Each entry below should be echoed exactly, with pictures omitted.
"""
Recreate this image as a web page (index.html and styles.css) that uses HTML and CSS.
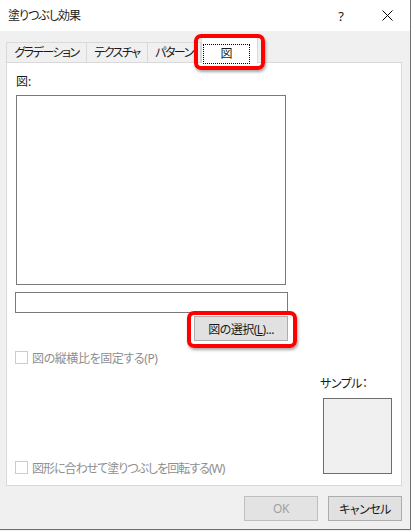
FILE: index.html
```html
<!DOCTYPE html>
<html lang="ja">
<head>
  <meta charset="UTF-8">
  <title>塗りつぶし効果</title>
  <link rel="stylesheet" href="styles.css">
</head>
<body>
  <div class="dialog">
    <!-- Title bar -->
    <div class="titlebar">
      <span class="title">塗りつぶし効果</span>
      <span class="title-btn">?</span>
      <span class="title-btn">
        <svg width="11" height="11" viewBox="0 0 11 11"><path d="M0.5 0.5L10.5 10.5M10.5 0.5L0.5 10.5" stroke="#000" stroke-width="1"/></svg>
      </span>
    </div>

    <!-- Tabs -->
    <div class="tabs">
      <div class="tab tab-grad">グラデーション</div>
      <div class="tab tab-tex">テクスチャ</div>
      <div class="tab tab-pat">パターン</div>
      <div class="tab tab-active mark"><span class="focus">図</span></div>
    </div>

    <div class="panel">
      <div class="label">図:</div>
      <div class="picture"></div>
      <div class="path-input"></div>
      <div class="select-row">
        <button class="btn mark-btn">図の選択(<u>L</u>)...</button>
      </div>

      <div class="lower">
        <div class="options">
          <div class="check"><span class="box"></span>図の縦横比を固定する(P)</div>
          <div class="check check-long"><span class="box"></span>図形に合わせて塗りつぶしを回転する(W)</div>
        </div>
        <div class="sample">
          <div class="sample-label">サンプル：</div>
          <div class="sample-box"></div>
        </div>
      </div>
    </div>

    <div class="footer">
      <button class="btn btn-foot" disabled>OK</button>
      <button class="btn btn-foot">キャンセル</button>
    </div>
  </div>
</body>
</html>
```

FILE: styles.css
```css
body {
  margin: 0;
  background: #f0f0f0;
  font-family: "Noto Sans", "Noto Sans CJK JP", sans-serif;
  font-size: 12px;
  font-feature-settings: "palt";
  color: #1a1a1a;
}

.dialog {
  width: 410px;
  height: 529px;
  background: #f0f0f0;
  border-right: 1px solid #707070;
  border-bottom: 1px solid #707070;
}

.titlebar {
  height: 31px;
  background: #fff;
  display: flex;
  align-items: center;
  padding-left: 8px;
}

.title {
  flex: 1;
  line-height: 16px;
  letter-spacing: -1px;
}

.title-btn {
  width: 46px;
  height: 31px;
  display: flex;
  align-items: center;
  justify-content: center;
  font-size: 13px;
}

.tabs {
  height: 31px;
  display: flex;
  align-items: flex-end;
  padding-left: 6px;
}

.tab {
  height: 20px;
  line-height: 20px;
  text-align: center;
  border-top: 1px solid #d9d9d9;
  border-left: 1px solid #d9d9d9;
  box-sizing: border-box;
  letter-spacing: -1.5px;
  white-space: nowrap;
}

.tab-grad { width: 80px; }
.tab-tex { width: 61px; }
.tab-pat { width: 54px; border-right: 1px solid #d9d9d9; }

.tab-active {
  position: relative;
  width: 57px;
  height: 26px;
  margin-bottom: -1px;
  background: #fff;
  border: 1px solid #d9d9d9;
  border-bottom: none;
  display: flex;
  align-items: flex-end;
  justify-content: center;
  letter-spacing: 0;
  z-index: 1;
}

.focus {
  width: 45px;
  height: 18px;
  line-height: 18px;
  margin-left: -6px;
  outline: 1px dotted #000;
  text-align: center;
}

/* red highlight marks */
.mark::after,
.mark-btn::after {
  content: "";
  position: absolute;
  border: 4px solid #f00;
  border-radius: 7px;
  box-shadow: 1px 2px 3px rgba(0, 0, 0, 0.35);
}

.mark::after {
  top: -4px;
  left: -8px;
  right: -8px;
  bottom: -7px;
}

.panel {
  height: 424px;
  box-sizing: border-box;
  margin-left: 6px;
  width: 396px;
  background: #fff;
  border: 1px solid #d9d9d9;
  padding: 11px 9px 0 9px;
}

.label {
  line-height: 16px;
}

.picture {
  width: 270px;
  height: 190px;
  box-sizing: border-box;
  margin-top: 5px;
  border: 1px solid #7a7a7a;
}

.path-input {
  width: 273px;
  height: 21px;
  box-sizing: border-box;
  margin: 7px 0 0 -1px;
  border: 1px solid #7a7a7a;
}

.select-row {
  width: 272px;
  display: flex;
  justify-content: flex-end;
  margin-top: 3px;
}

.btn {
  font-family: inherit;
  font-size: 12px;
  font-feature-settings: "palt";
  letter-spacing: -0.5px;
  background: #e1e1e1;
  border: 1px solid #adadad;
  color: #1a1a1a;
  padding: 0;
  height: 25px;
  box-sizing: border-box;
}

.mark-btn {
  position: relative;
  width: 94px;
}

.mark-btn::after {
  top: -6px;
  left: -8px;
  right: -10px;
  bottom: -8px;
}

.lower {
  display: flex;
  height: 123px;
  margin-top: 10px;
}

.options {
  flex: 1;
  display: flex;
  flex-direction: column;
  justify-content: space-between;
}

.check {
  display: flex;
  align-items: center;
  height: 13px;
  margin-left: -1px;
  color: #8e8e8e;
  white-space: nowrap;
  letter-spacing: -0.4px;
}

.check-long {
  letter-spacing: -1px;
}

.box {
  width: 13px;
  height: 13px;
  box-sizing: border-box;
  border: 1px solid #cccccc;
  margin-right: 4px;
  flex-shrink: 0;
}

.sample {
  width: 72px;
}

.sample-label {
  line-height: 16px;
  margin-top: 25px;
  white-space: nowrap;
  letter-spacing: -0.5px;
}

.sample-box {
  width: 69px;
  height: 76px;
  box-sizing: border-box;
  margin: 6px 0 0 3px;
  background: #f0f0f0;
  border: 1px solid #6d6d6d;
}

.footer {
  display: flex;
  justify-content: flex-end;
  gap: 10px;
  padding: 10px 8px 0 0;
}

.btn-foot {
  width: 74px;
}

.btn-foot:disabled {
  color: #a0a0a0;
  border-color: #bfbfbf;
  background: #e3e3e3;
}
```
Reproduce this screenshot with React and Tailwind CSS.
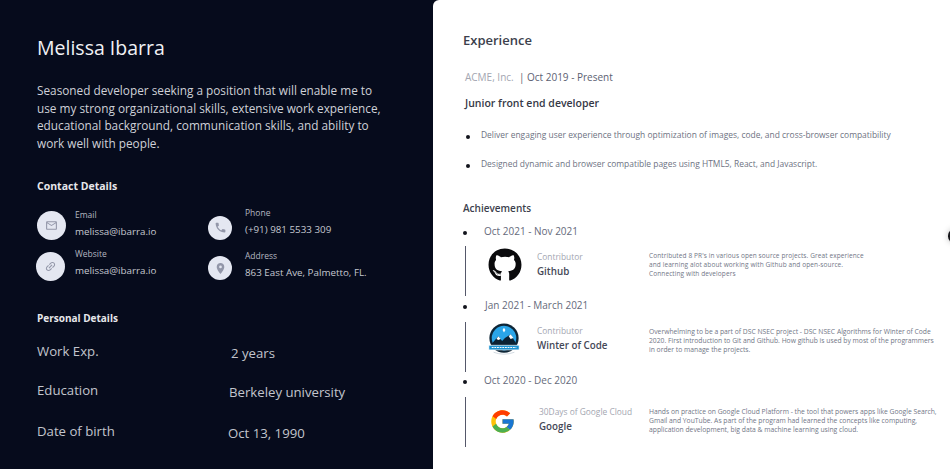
"""
Solution for this task >>
Recreate this image as a web page (index.html and styles.css) that uses HTML and CSS.
FILE: index.html
```html
<!DOCTYPE html>
<html lang="ja">
<head>
  <meta charset="UTF-8">
  <title>塗りつぶし効果</title>
  <link rel="stylesheet" href="styles.css">
</head>
<body>
  <div class="dialog">
    <!-- Title bar -->
    <div class="titlebar">
      <span class="title">塗りつぶし効果</span>
      <span class="title-btn">?</span>
      <span class="title-btn">
        <svg width="11" height="11" viewBox="0 0 11 11"><path d="M0.5 0.5L10.5 10.5M10.5 0.5L0.5 10.5" stroke="#000" stroke-width="1"/></svg>
      </span>
    </div>

    <!-- Tabs -->
    <div class="tabs">
      <div class="tab tab-grad">グラデーション</div>
      <div class="tab tab-tex">テクスチャ</div>
      <div class="tab tab-pat">パターン</div>
      <div class="tab tab-active mark"><span class="focus">図</span></div>
    </div>

    <div class="panel">
      <div class="label">図:</div>
      <div class="picture"></div>
      <div class="path-input"></div>
      <div class="select-row">
        <button class="btn mark-btn">図の選択(<u>L</u>)...</button>
      </div>

      <div class="lower">
        <div class="options">
          <div class="check"><span class="box"></span>図の縦横比を固定する(P)</div>
          <div class="check check-long"><span class="box"></span>図形に合わせて塗りつぶしを回転する(W)</div>
        </div>
        <div class="sample">
          <div class="sample-label">サンプル：</div>
          <div class="sample-box"></div>
        </div>
      </div>
    </div>

    <div class="footer">
      <button class="btn btn-foot" disabled>OK</button>
      <button class="btn btn-foot">キャンセル</button>
    </div>
  </div>
</body>
</html>
```

FILE: styles.css
```css
body {
  margin: 0;
  background: #f0f0f0;
  font-family: "Noto Sans", "Noto Sans CJK JP", sans-serif;
  font-size: 12px;
  font-feature-settings: "palt";
  color: #1a1a1a;
}

.dialog {
  width: 410px;
  height: 529px;
  background: #f0f0f0;
  border-right: 1px solid #707070;
  border-bottom: 1px solid #707070;
}

.titlebar {
  height: 31px;
  background: #fff;
  display: flex;
  align-items: center;
  padding-left: 8px;
}

.title {
  flex: 1;
  line-height: 16px;
  letter-spacing: -1px;
}

.title-btn {
  width: 46px;
  height: 31px;
  display: flex;
  align-items: center;
  justify-content: center;
  font-size: 13px;
}

.tabs {
  height: 31px;
  display: flex;
  align-items: flex-end;
  padding-left: 6px;
}

.tab {
  height: 20px;
  line-height: 20px;
  text-align: center;
  border-top: 1px solid #d9d9d9;
  border-left: 1px solid #d9d9d9;
  box-sizing: border-box;
  letter-spacing: -1.5px;
  white-space: nowrap;
}

.tab-grad { width: 80px; }
.tab-tex { width: 61px; }
.tab-pat { width: 54px; border-right: 1px solid #d9d9d9; }

.tab-active {
  position: relative;
  width: 57px;
  height: 26px;
  margin-bottom: -1px;
  background: #fff;
  border: 1px solid #d9d9d9;
  border-bottom: none;
  display: flex;
  align-items: flex-end;
  justify-content: center;
  letter-spacing: 0;
  z-index: 1;
}

.focus {
  width: 45px;
  height: 18px;
  line-height: 18px;
  margin-left: -6px;
  outline: 1px dotted #000;
  text-align: center;
}

/* red highlight marks */
.mark::after,
.mark-btn::after {
  content: "";
  position: absolute;
  border: 4px solid #f00;
  border-radius: 7px;
  box-shadow: 1px 2px 3px rgba(0, 0, 0, 0.35);
}

.mark::after {
  top: -4px;
  left: -8px;
  right: -8px;
  bottom: -7px;
}

.panel {
  height: 424px;
  box-sizing: border-box;
  margin-left: 6px;
  width: 396px;
  background: #fff;
  border: 1px solid #d9d9d9;
  padding: 11px 9px 0 9px;
}

.label {
  line-height: 16px;
}

.picture {
  width: 270px;
  height: 190px;
  box-sizing: border-box;
  margin-top: 5px;
  border: 1px solid #7a7a7a;
}

.path-input {
  width: 273px;
  height: 21px;
  box-sizing: border-box;
  margin: 7px 0 0 -1px;
  border: 1px solid #7a7a7a;
}

.select-row {
  width: 272px;
  display: flex;
  justify-content: flex-end;
  margin-top: 3px;
}

.btn {
  font-family: inherit;
  font-size: 12px;
  font-feature-settings: "palt";
  letter-spacing: -0.5px;
  background: #e1e1e1;
  border: 1px solid #adadad;
  color: #1a1a1a;
  padding: 0;
  height: 25px;
  box-sizing: border-box;
}

.mark-btn {
  position: relative;
  width: 94px;
}

.mark-btn::after {
  top: -6px;
  left: -8px;
  right: -10px;
  bottom: -8px;
}

.lower {
  display: flex;
  height: 123px;
  margin-top: 10px;
}

.options {
  flex: 1;
  display: flex;
  flex-direction: column;
  justify-content: space-between;
}

.check {
  display: flex;
  align-items: center;
  height: 13px;
  margin-left: -1px;
  color: #8e8e8e;
  white-space: nowrap;
  letter-spacing: -0.4px;
}

.check-long {
  letter-spacing: -1px;
}

.box {
  width: 13px;
  height: 13px;
  box-sizing: border-box;
  border: 1px solid #cccccc;
  margin-right: 4px;
  flex-shrink: 0;
}

.sample {
  width: 72px;
}

.sample-label {
  line-height: 16px;
  margin-top: 25px;
  white-space: nowrap;
  letter-spacing: -0.5px;
}

.sample-box {
  width: 69px;
  height: 76px;
  box-sizing: border-box;
  margin: 6px 0 0 3px;
  background: #f0f0f0;
  border: 1px solid #6d6d6d;
}

.footer {
  display: flex;
  justify-content: flex-end;
  gap: 10px;
  padding: 10px 8px 0 0;
}

.btn-foot {
  width: 74px;
}

.btn-foot:disabled {
  color: #a0a0a0;
  border-color: #bfbfbf;
  background: #e3e3e3;
}
```
Reproduce this screenshot with React and Tailwind CSS.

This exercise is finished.